__INFORMATION SUPPLIED__.
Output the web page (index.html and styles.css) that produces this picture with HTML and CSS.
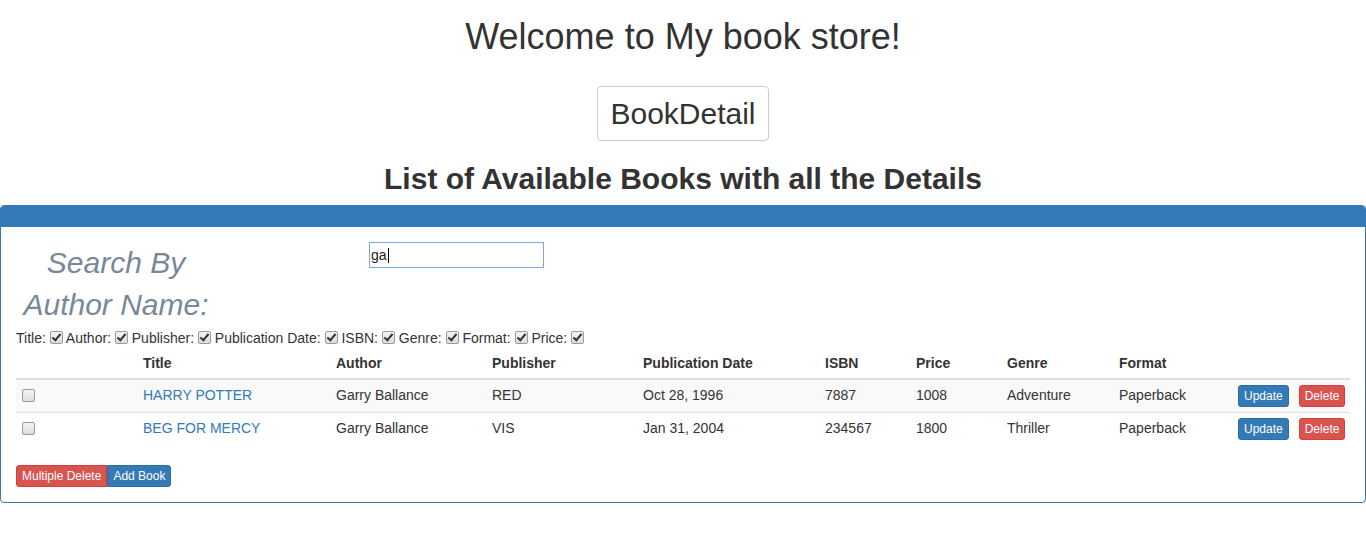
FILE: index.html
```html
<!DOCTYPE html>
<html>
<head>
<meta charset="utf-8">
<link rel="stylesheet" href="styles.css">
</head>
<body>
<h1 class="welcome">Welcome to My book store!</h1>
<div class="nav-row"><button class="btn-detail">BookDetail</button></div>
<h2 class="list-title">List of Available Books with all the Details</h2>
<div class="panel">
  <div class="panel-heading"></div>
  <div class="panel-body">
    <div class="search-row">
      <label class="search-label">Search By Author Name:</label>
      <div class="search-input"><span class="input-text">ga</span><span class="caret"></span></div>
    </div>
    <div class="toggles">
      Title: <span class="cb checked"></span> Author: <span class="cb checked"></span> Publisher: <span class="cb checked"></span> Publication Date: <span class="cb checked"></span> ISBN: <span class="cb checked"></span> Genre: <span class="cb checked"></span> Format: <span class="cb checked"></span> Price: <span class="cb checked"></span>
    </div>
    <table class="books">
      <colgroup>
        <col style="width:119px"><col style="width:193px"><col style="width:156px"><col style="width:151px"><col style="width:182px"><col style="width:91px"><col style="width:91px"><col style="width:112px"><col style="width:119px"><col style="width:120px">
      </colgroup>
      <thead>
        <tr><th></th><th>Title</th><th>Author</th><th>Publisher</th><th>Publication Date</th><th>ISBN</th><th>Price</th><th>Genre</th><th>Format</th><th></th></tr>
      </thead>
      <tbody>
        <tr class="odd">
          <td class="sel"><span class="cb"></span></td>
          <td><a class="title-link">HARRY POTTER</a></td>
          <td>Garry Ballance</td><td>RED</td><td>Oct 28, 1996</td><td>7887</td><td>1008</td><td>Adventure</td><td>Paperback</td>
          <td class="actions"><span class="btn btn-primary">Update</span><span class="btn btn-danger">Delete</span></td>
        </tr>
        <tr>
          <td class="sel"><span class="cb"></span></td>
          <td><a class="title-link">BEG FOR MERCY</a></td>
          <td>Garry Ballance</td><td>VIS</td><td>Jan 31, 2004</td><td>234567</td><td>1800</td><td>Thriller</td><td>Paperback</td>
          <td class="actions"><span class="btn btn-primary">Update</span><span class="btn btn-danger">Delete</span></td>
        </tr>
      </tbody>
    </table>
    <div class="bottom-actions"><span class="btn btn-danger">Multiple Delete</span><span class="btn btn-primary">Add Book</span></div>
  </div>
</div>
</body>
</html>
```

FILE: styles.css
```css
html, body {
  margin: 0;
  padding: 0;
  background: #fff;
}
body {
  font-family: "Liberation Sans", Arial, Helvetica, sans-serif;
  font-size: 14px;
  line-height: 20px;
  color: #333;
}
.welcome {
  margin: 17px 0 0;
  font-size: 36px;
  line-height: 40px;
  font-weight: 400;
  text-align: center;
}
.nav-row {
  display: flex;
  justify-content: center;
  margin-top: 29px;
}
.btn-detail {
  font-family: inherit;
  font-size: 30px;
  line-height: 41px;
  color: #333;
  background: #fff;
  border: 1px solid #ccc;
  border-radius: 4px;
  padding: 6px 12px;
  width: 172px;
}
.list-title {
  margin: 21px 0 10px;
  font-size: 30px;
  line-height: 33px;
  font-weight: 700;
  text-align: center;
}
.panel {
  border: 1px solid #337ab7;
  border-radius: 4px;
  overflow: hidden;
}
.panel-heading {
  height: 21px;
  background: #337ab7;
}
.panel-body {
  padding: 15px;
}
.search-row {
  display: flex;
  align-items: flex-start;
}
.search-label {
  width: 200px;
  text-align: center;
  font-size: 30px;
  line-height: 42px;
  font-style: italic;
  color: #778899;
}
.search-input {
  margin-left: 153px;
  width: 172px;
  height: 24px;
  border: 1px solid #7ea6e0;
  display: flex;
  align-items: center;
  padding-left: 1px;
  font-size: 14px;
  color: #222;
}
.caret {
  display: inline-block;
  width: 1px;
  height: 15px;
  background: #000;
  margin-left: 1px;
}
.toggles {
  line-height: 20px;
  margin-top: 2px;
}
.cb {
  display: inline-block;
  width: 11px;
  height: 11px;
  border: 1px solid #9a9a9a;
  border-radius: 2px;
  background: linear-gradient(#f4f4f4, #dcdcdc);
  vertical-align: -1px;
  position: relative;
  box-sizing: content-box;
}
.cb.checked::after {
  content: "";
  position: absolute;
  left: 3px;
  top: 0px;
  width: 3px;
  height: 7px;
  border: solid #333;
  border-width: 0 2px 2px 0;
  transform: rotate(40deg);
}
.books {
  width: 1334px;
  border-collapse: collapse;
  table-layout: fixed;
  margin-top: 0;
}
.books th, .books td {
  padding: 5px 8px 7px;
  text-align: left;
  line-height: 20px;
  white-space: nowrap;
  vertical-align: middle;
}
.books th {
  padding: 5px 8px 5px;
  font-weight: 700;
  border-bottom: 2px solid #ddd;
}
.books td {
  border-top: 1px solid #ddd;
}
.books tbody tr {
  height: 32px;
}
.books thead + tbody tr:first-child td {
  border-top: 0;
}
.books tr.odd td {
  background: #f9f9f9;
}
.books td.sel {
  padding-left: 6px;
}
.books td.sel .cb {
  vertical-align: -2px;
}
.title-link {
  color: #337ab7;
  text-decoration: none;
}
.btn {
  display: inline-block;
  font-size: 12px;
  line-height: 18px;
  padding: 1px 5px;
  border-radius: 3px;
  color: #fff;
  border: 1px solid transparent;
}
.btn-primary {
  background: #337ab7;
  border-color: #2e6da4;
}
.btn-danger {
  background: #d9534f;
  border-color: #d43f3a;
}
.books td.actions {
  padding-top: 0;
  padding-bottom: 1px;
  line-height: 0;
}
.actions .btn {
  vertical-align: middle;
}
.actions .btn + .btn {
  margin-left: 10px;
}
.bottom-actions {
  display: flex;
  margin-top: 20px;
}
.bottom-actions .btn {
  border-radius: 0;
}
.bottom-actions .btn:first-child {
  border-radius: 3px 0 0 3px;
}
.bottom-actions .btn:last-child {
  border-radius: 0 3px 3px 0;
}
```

__GOAL__. Find the word "with" in the data and copy out each line where it turns up.

__ANSWER TO THE PROBLEM__.
Output the web page (index.html and styles.css) that produces this picture with HTML and CSS.
<h2 class="list-title">List of Available Books with all the Details</h2>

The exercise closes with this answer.